The concluding sentences are again relying upon God for the success of the endeavor, Freedom from England: We, therefore, the Representatives of the United States of America, in General Congress, Assembled, appealing to the Supreme Judge of the world for the rectitude of our intentions, do, in the Name, and by Authority of the good People of these Colonies, solemnly publish and declare, That these united Colonies are, and of Right ought to be Free and Independent States, that they are Absolved from all Allegiance to the British Crown, and that all political connection between them and the State of Great Britain, is and ought to be totally dissolved; and that as Free and Independent States, they have full Power to levy War, conclude Peace, contract Alliances, establish Commerce, and to do all other Acts and Things which Independent States may of right do. — And for the support of this Declaration, with a firm reliance on the protection of Divine Providence, we mutually pledge to each other our Lives, our Fortunes, and our sacred Honor.

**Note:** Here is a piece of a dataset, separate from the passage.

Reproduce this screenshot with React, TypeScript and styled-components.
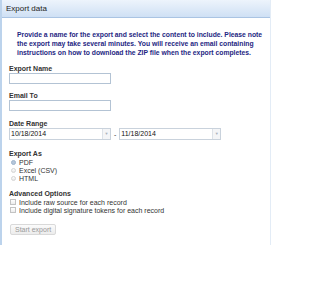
import styled, { createGlobalStyle } from "styled-components"

const Global = createGlobalStyle`
  html, body {
    margin: 0;
    padding: 0;
    background: #fff;
  }
  body {
    font-family: "Liberation Sans", Arial, sans-serif;
    color: #333;
  }
`

const Panel = styled.section`
  width: 268px;
  border-left: 2px solid #bcd3ec;
  border-right: 1px solid #e3ecf6;
  padding-bottom: 9px;
`
const Header = styled.header`
  height: 17px;
  line-height: 17px;
  padding-left: 4px;
  font-size: 8px;
  color: #222;
  background: linear-gradient(#edf4fc, #cfe0f4);
  border-bottom: 1px solid #aac4e3;
`
const Body = styled.div`
  padding: 12px 0 0 7px;
`
const Intro = styled.p`
  margin: 0 0 0 8px;
  font-size: 6.8px;
  line-height: 9px;
  font-weight: bold;
  color: #1e2682;
`
const Field = styled.div<{ $mt: number }>`
  margin-top: ${(p) => p.$mt}px;
`
const Label = styled.div`
  font-size: 7px;
  line-height: 9px;
  font-weight: bold;
  color: #333;
`
const TextBox = styled.input`
  display: block;
  box-sizing: border-box;
  width: 102px;
  height: 11px;
  margin: 0;
  padding: 0 1px;
  border: 1px solid #b3c3d4;
  background: #fff;
  outline: none;
`
const DateRow = styled.div`
  display: flex;
  align-items: center;
  gap: 2px;
`
const DateBox = styled.div`
  display: flex;
  box-sizing: border-box;
  width: 102px;
  height: 12px;
  border: 1px solid #c9d2dc;
  background: #fff;
`
const DateValue = styled.span`
  flex: 1;
  padding-left: 1px;
  font-size: 7px;
  line-height: 10px;
  color: #111;
`
const DateArrow = styled.span`
  width: 7px;
  border-left: 1px solid #dde2e8;
  background: #f4f5f7;
  color: #a8b0bb;
  font-size: 4px;
  line-height: 10px;
  text-align: center;
`
const Dash = styled.span`
  font-size: 7px;
  color: #333;
  padding: 0 1px;
`
const OptionRow = styled.label`
  display: flex;
  align-items: center;
  height: 8px;
  font-size: 7px;
  color: #333;
`
const Radio = styled.span<{ $checked?: boolean }>`
  box-sizing: border-box;
  width: 5px;
  height: 5px;
  margin: 0 3px 0 2px;
  border-radius: 50%;
  border: 1px solid ${(p) => (p.$checked ? "#9fb4cc" : "#d4d4d4")};
  background: ${(p) => (p.$checked ? "#b5c6da" : "linear-gradient(#fdfdfd, #e8e8e8)")};
`
const Check = styled.span`
  box-sizing: border-box;
  width: 6px;
  height: 6px;
  margin: 0 3px 0 1px;
  border: 1px solid #c3c3c3;
  background: linear-gradient(#fff, #ececec);
`
const Button = styled.button`
  margin: 10px 0 0 1px;
  height: 11px;
  padding: 0 4px;
  font-family: inherit;
  font-size: 7px;
  line-height: 9px;
  color: #999;
  background: linear-gradient(#fbfbfb, #ececec);
  border: 1px solid #d9d9d9;
  border-radius: 2px;
`

export default function App() {
  return (
    <>
      <Global />
      <Panel>
        <Header>Export data</Header>
        <Body>
          <Intro>
            Provide a name for the export and select the content to include. Please note
            the export may take several minutes. You will receive an email containing
            instructions on how to download the ZIP file when the export completes.
          </Intro>
          <Field $mt={7}>
            <Label>Export Name</Label>
            <TextBox />
          </Field>
          <Field $mt={7}>
            <Label>Email To</Label>
            <TextBox />
          </Field>
          <Field $mt={8}>
            <Label>Date Range</Label>
            <DateRow>
              <DateBox>
                <DateValue>10/18/2014</DateValue>
                <DateArrow>▼</DateArrow>
              </DateBox>
              <Dash>-</Dash>
              <DateBox>
                <DateValue>11/18/2014</DateValue>
                <DateArrow>▼</DateArrow>
              </DateBox>
            </DateRow>
          </Field>
          <Field $mt={9}>
            <Label>Export As</Label>
            <OptionRow><Radio $checked />PDF</OptionRow>
            <OptionRow><Radio />Excel (CSV)</OptionRow>
            <OptionRow><Radio />HTML</OptionRow>
          </Field>
          <Field $mt={7}>
            <Label>Advanced Options</Label>
            <OptionRow><Check />Include raw source for each record</OptionRow>
            <OptionRow><Check />Include digital signature tokens for each record</OptionRow>
          </Field>
          <Button>Start export</Button>
        </Body>
      </Panel>
    </>
  )
}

Many of the fifty-six men who signed the Declaration of Independence suffered greatly during the Revolutionary War. Five signers were captured by the British and brutally tortured as traitors. Nine fought in the War for Independence and died from wounds or from hardships they suffered. Two lost their sons in the Continental Army. Another two had sons captured. At least a dozen of the fifty-six had their homes pillaged and burned. Only one Catholic signed it, Charles Carroll “of Carrollton,” Maryland, a cousin of the future first bishop of the United States, John Carroll.

I put this history lesson in the bulletin this week to ask you to reflect on what the cost of freedom really is. May we celebrate our freedoms and thank God for these courageous men!

Have a great Fourth of July Holiday. Since Father Sebastian is here this week, I’m taking a week away in Washington, DC. I return on July 6th. God’s blessings to you and yours!